A young farmer in Scotland has urged the public to stay at home after confronting a dog walker whose dog was not on a lead in a field of sheep.
Emma Murdoch said farmers were stressed enough with lambing, but were now worrying about catching coronavirus from people ignoring government orders by using footpaths in the countryside.
I’m 100% not a public speaker but please help us stay safe by staying at home👏🏻
Posted by Emma Murdoch on Sunday, March 29, 2020
The sheep farmer from New Galloway pleaded with the public to stop putting farmers at risk and instead follow the measures which have seen the country enter lockdown as a result of the Covid-19 health crisis.
Taking it seriously
Speaking in a video posted on Facebook, which has received more than 330,000 views, Ms Murdoch said: “Every gate you touch, every stile you touch, if you have the virus you are giving it to a farmer.
“If we give it to the rest of the family it means the whole family is shut down for 14 days, and it also means if you are ill, how do we look after our livestock? How do we produce for the nation?
“Stay safe and stay indoors when you can.”
The farmer stressed how seriously her industry was taking the pandemic, having lived through the foot-and-mouth outbreak in 2001, which devastated farms in the UK and forced the closure of public rights of way across land.
Ms Murdoch said despite taking every precaution possible, the country was unable to stop the spread of foot-and-mouth. More than six million cows and sheep were killed in an eventually successful attempt to halt the disease.
“As the general public and as a nation, we can stop this. We have been given advice by the government to stop this virus.

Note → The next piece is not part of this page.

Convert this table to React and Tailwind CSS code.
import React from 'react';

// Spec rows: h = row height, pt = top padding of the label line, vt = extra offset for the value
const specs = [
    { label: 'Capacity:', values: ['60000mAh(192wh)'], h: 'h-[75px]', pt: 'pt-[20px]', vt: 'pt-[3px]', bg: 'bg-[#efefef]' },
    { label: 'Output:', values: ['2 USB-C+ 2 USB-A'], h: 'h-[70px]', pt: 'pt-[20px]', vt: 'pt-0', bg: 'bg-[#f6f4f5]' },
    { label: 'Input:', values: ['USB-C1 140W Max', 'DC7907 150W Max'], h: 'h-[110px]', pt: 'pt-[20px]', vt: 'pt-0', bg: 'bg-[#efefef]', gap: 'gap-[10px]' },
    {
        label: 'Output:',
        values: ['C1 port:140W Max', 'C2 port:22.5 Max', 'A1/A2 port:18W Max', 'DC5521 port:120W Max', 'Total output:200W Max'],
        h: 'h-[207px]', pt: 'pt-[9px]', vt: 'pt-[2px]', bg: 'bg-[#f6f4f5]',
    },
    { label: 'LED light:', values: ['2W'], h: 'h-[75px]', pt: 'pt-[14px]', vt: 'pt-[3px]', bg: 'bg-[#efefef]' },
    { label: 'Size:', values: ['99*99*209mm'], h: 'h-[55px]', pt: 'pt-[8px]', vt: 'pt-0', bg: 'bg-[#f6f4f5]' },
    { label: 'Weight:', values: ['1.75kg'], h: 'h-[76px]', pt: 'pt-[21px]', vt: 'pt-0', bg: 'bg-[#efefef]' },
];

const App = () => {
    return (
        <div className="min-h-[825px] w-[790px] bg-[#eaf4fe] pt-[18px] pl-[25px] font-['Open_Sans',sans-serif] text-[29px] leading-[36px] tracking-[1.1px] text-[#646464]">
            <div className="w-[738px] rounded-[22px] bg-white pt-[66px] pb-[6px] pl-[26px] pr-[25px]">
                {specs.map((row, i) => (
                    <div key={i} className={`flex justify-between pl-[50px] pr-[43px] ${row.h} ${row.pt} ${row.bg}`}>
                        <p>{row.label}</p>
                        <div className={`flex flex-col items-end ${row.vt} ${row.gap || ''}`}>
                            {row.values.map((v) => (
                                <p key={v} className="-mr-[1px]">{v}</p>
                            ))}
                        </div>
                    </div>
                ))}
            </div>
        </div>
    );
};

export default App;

This is not like foot and mouth, we can stay at home,” she added.
Elsewhere, a beef farmer in Devon has urged the government to close footpaths to help protect her family as they begin spring calving.
Ruth Burrow, 72, wrote to her MP for East Devon, Simon Jupp, to raise concern at the number of people using the footpath which passes through her farmyard, at a time when the virus is spreading rapidly.
The farmer said she and her husband would not know how to cope if their son Paul was infected at one of the busiest and most crucial times of the year.
Dogs off leads
Sarah Kyle, who is in the middle of lambing on her farm in Walton, Cumbria also asked for footpaths to be shut. She reported seeing walkers with seven dogs that were not on leads.
She said: “We are lambing. And they have drove to get here. I’ve reported it to the police and the footpaths officer, but the footpaths need to be shut down now.
“Quite asides from the risk to our lambs, what about every gate they touched?
“We, as an at-risk family, are following the rules and staying at home but the people using rights of way over our private land are not abiding by that and are bringing risk to us. We deserve to be protected better.”